3 de mayo
La Santa Cruz
Fiesta en México
Textos
† Del evangelio según san Juan (3, 13-17)
En aquel tiempo, Jesús dijo a Nicodemo: “Nadie ha subido al cielo sino el Hijo del hombre, que bajó del cielo y está en el cielo. Así como Moisés levantó la serpiente en el desierto, así tiene que ser levantado el Hijo del hombre, para que todo el que crea en él tenga vida eterna.
Porque tanto amó Dios al mundo, que le entregó a su Hijo único, para que todo el que crea en él no perezca, sino que tenga vida eterna. Porque Dios no envió a su Hijo para condenar al mundo, sino para que el mundo se salvara por él”. Palabra del Señor.
Fondo Musical: P. Martin Alejandro Arceo Álvarez
Mensaje[1]
La liturgia de la Iglesia Universal celebra la exhaltación de la Santa Cruz el 14 de septiembre, recordando el día en que en que se dedicó la basílica del Santo Sepulcro que había sido restaurada por Constantino. En México se conservó para la celebración de la Santa Cruz la fecha en que se celebraba antes de la reforma litúrgica, el 3 de mayo, día en que se recuerda el hallazgo de la Santa Cruz por Santa Elena. El fondo de ambas celebraciones es el mismo, la contemplación del gran amor de Dios, que, simbolizado en la Cruz, nos recuerda la entrega de la vida de su Hijo Jesucristo por nuestra salvación.
Con todo, más de alguno podría preguntarse, ¿cómo se puede exaltar un instrumento de suplicio hasta el punto de reservarle un día de fiesta? Hoy la Iglesia, al poner en el centro de nuestra contemplación la Cruz de Cristo, nos hace dirigir nuestra mirada al inimaginable amor de Jesús por cada uno de nosotros. Por eso es realmente necesario dar gracias a Dios por la cruz.

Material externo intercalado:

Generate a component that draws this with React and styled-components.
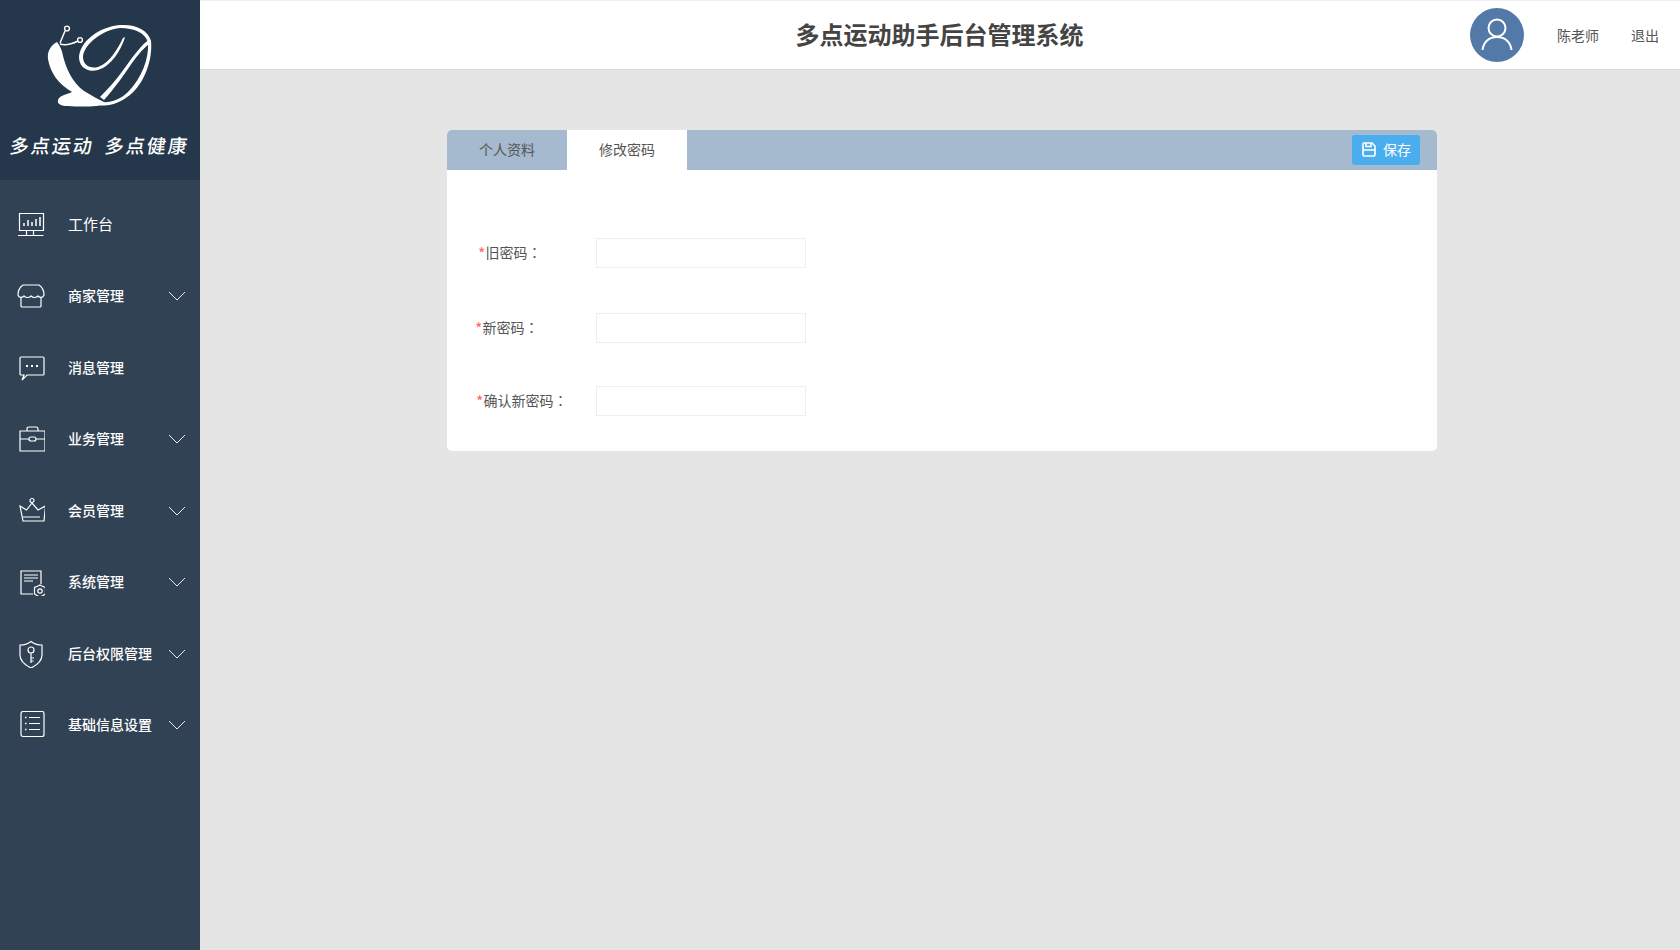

Sobre la madera de la Cruz fue derrotado para siempre el amor por uno mismo y triunfó definitivamente el amor por los demás. La cruz es como la síntesis, o aún más, la culminación del amor de Jesús por nosotros. Él, como escribe el apóstol Pablo en el himno de la Epístola a los Filipenses, empezó su camino hacia la cruz cuando «no reivindicó su derecho a ser tratado igual a Dios». Por amor «se despojó de sí mismo tomando condición de esclavo»; por amor «se rebajó a sí mismo, haciéndose obediente hasta la muerte y una muerte de cruz».
El Padre se conmovió por ese amor totalmente desinteresado del Hijo hasta el punto de que «lo exaltó y le otorgó el Nombre, que está sobre todo nombre».
En la Cruz, la muerte y la vida se enfrentan en la última y definitiva batalla. Y la lucha se produce en el cuerpo de Jesús. Él muere. Pero junto con él, muere también el amor por uno mismo. Todos, bajo la cruz y al lado de la cruz, le gritaban: «sálvate a ti mismo». Pero Jesús lleva hasta las últimas consecuencias el peso del pecado. Él que vino para salvar a los demás, no podía salvarse a sí mismo.
Su Evangelio era exactamente lo contrario: «el Hijo del hombre no ha venido a ser servido, sino a servir». Jesús podía evitar la muerte; bastaba haber hecho caso de Pedro y los demás discípulos que querían disuadirle de ir a Jerusalén, o simplemente cerrar un pequeño acuerdo con Pilato, que incluso se lo había ofrecido. Pero de ese modo Jesús habría renunciado a su Evangelio, que es opuesto al del mundo, que siempre dice: «sálvate a ti mismo». Muriendo así, Jesús salva el amor.
Y nosotros podemos decir finalmente que entre nosotros hay alguien que ama a los demás más que a sí mismo; alguien que está dispuesto a dar toda su vida, hasta perderla, por cada uno de nosotros. Y el apóstol Pablo nos hace pensar aún más profundamente cuando escribe: «Difícilmente habrá alguien que muera por un justo -tal vez por un hombre de bien se atrevería uno a morir- . Así que la prueba de que Dios nos ama es que Cristo, siendo nosotros todavía pecadores, murió por nosotros».
[1] V. Paglia – Comunidad de Sant’Egidio, La palabra de Dios cada día, 2018, 346-347.